- [Given instruction]
Pictures do not belong in your copy. Repeat all the other data exactly.

- [Supplied material]
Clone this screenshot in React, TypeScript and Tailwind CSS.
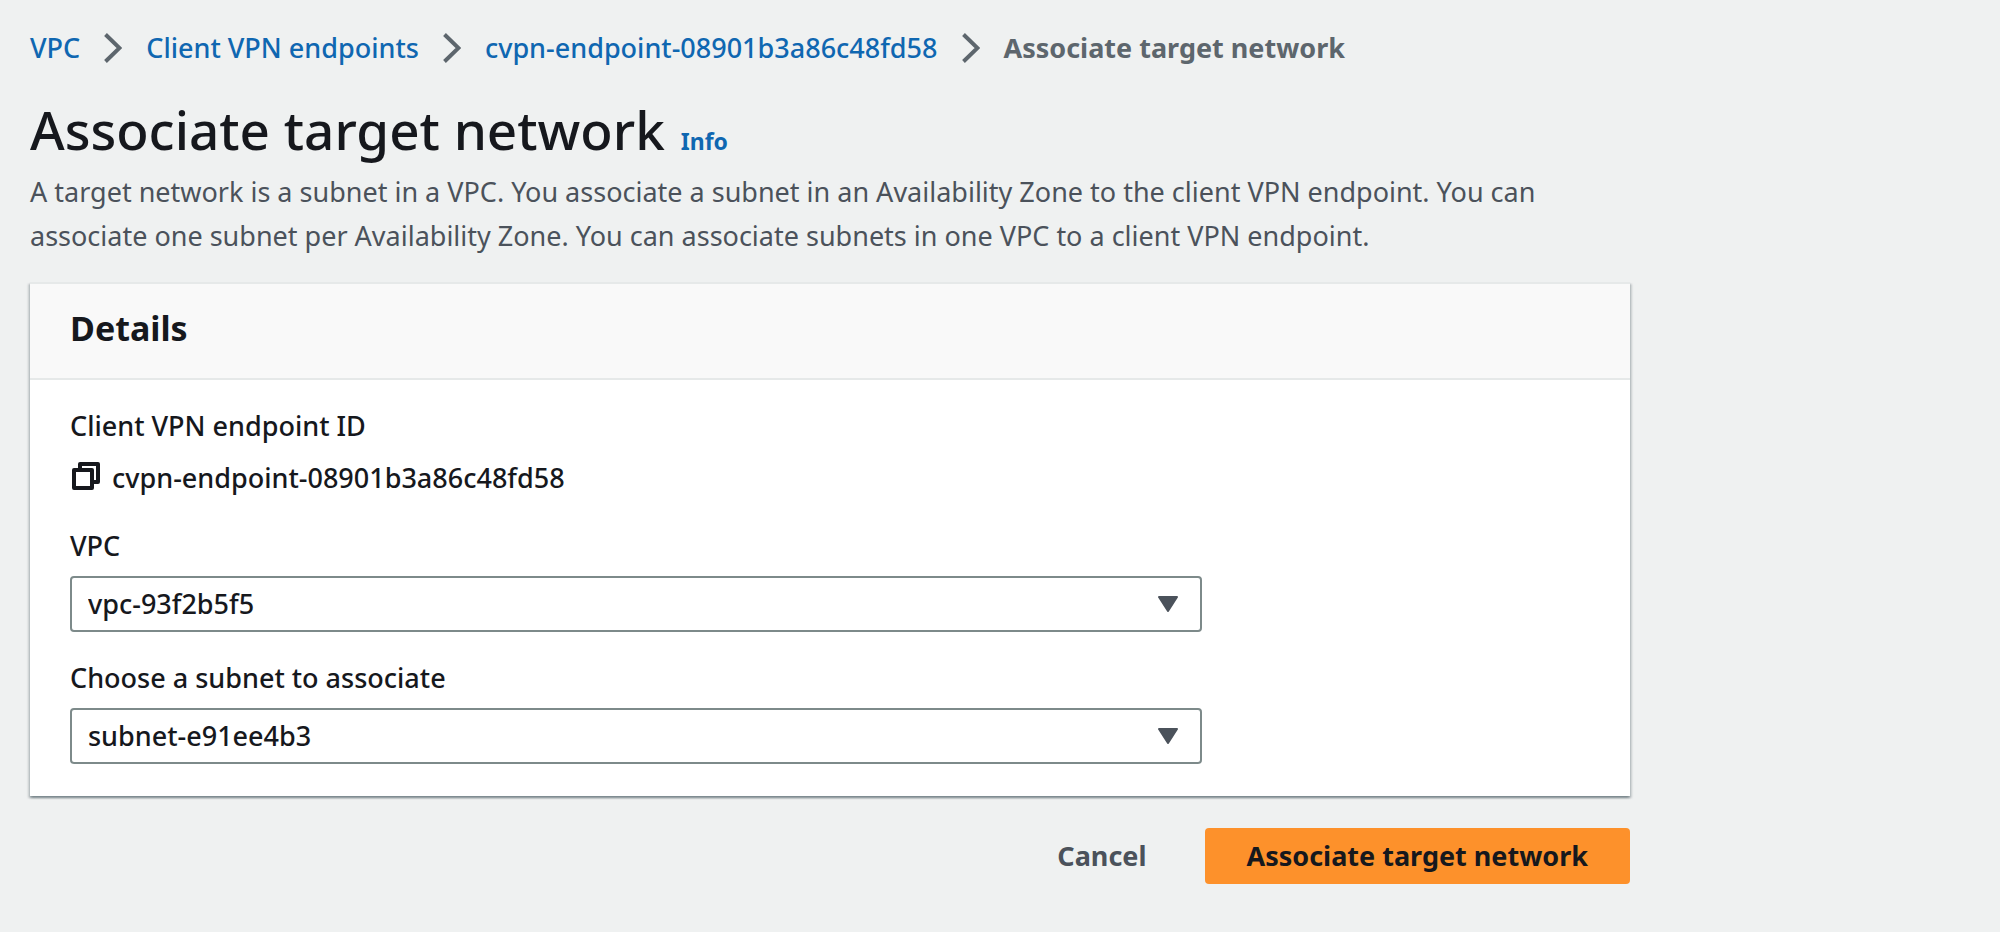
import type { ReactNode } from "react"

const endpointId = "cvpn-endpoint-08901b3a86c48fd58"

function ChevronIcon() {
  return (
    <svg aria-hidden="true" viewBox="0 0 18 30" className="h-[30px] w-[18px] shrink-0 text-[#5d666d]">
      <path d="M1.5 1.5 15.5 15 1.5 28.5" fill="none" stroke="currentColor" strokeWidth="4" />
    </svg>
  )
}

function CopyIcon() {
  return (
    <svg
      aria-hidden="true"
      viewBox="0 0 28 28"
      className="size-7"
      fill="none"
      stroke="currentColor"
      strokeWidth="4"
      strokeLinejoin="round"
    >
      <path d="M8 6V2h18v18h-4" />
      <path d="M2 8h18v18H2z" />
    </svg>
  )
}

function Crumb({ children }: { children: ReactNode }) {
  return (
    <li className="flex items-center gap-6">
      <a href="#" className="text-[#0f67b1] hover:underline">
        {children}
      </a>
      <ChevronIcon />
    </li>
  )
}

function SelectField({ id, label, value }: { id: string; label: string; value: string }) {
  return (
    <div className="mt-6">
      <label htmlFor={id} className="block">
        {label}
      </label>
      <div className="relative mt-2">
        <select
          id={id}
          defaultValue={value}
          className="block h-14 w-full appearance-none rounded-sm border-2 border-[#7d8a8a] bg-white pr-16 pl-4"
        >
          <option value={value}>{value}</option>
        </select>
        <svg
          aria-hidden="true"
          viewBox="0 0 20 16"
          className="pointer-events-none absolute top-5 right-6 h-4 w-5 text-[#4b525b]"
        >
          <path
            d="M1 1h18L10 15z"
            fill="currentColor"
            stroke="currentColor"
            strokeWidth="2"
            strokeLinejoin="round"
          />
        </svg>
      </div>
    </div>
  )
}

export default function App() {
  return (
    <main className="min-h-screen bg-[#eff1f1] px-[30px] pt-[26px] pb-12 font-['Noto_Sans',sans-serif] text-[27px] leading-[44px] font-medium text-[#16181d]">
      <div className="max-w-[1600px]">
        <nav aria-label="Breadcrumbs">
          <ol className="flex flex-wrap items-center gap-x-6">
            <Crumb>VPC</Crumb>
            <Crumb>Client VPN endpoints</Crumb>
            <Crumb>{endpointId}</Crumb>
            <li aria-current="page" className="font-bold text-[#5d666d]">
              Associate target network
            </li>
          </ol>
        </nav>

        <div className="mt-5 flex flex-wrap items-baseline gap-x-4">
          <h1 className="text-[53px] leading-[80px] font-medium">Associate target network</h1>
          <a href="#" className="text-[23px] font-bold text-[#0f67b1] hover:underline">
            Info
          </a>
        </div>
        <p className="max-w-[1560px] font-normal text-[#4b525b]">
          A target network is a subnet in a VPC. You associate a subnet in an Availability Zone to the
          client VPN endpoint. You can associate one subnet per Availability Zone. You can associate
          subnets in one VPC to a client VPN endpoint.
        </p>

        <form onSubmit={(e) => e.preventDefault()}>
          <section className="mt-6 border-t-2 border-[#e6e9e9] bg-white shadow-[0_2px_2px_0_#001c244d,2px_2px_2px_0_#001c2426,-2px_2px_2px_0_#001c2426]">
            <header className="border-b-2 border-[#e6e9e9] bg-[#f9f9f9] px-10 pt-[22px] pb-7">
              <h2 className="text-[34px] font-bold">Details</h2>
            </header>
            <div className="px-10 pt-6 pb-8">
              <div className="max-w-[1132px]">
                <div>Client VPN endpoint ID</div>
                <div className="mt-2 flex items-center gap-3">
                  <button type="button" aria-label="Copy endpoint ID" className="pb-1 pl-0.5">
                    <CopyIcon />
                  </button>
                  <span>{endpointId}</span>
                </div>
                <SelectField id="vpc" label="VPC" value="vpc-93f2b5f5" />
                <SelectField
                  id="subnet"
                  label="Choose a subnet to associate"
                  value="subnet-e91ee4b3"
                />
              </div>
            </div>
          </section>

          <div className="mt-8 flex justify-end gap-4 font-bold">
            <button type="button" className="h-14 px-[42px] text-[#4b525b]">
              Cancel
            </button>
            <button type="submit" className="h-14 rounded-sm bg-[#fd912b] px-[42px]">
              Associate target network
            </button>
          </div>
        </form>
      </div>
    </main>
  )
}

- [Answer in full]
Clone this screenshot in React, TypeScript and Tailwind CSS.
import type { ReactNode } from "react"

const endpointId = "cvpn-endpoint-08901b3a86c48fd58"

function ChevronIcon() {
  return (
    <svg aria-hidden="true" viewBox="0 0 18 30" className="h-[30px] w-[18px] shrink-0 text-[#5d666d]">
      <path d="M1.5 1.5 15.5 15 1.5 28.5" fill="none" stroke="currentColor" strokeWidth="4" />
    </svg>
  )
}

function CopyIcon() {
  return (
    <svg
      aria-hidden="true"
      viewBox="0 0 28 28"
      className="size-7"
      fill="none"
      stroke="currentColor"
      strokeWidth="4"
      strokeLinejoin="round"
    >
      <path d="M8 6V2h18v18h-4" />
      <path d="M2 8h18v18H2z" />
    </svg>
  )
}

function Crumb({ children }: { children: ReactNode }) {
  return (
    <li className="flex items-center gap-6">
      <a href="#" className="text-[#0f67b1] hover:underline">
        {children}
      </a>
      <ChevronIcon />
    </li>
  )
}

function SelectField({ id, label, value }: { id: string; label: string; value: string }) {
  return (
    <div className="mt-6">
      <label htmlFor={id} className="block">
        {label}
      </label>
      <div className="relative mt-2">
        <select
          id={id}
          defaultValue={value}
          className="block h-14 w-full appearance-none rounded-sm border-2 border-[#7d8a8a] bg-white pr-16 pl-4"
        >
          <option value={value}>{value}</option>
        </select>
        <svg
          aria-hidden="true"
          viewBox="0 0 20 16"
          className="pointer-events-none absolute top-5 right-6 h-4 w-5 text-[#4b525b]"
        >
          <path
            d="M1 1h18L10 15z"
            fill="currentColor"
            stroke="currentColor"
            strokeWidth="2"
            strokeLinejoin="round"
          />
        </svg>
      </div>
    </div>
  )
}

export default function App() {
  return (
    <main className="min-h-screen bg-[#eff1f1] px-[30px] pt-[26px] pb-12 font-['Noto_Sans',sans-serif] text-[27px] leading-[44px] font-medium text-[#16181d]">
      <div className="max-w-[1600px]">
        <nav aria-label="Breadcrumbs">
          <ol className="flex flex-wrap items-center gap-x-6">
            <Crumb>VPC</Crumb>
            <Crumb>Client VPN endpoints</Crumb>
            <Crumb>{endpointId}</Crumb>
            <li aria-current="page" className="font-bold text-[#5d666d]">
              Associate target network
            </li>
          </ol>
        </nav>

        <div className="mt-5 flex flex-wrap items-baseline gap-x-4">
          <h1 className="text-[53px] leading-[80px] font-medium">Associate target network</h1>
          <a href="#" className="text-[23px] font-bold text-[#0f67b1] hover:underline">
            Info
          </a>
        </div>
        <p className="max-w-[1560px] font-normal text-[#4b525b]">
          A target network is a subnet in a VPC. You associate a subnet in an Availability Zone to the
          client VPN endpoint. You can associate one subnet per Availability Zone. You can associate
          subnets in one VPC to a client VPN endpoint.
        </p>

        <form onSubmit={(e) => e.preventDefault()}>
          <section className="mt-6 border-t-2 border-[#e6e9e9] bg-white shadow-[0_2px_2px_0_#001c244d,2px_2px_2px_0_#001c2426,-2px_2px_2px_0_#001c2426]">
            <header className="border-b-2 border-[#e6e9e9] bg-[#f9f9f9] px-10 pt-[22px] pb-7">
              <h2 className="text-[34px] font-bold">Details</h2>
            </header>
            <div className="px-10 pt-6 pb-8">
              <div className="max-w-[1132px]">
                <div>Client VPN endpoint ID</div>
                <div className="mt-2 flex items-center gap-3">
                  <button type="button" aria-label="Copy endpoint ID" className="pb-1 pl-0.5">
                    <CopyIcon />
                  </button>
                  <span>{endpointId}</span>
                </div>
                <SelectField id="vpc" label="VPC" value="vpc-93f2b5f5" />
                <SelectField
                  id="subnet"
                  label="Choose a subnet to associate"
                  value="subnet-e91ee4b3"
                />
              </div>
            </div>
          </section>

          <div className="mt-8 flex justify-end gap-4 font-bold">
            <button type="button" className="h-14 px-[42px] text-[#4b525b]">
              Cancel
            </button>
            <button type="submit" className="h-14 rounded-sm bg-[#fd912b] px-[42px]">
              Associate target network
            </button>
          </div>
        </form>
      </div>
    </main>
  )
}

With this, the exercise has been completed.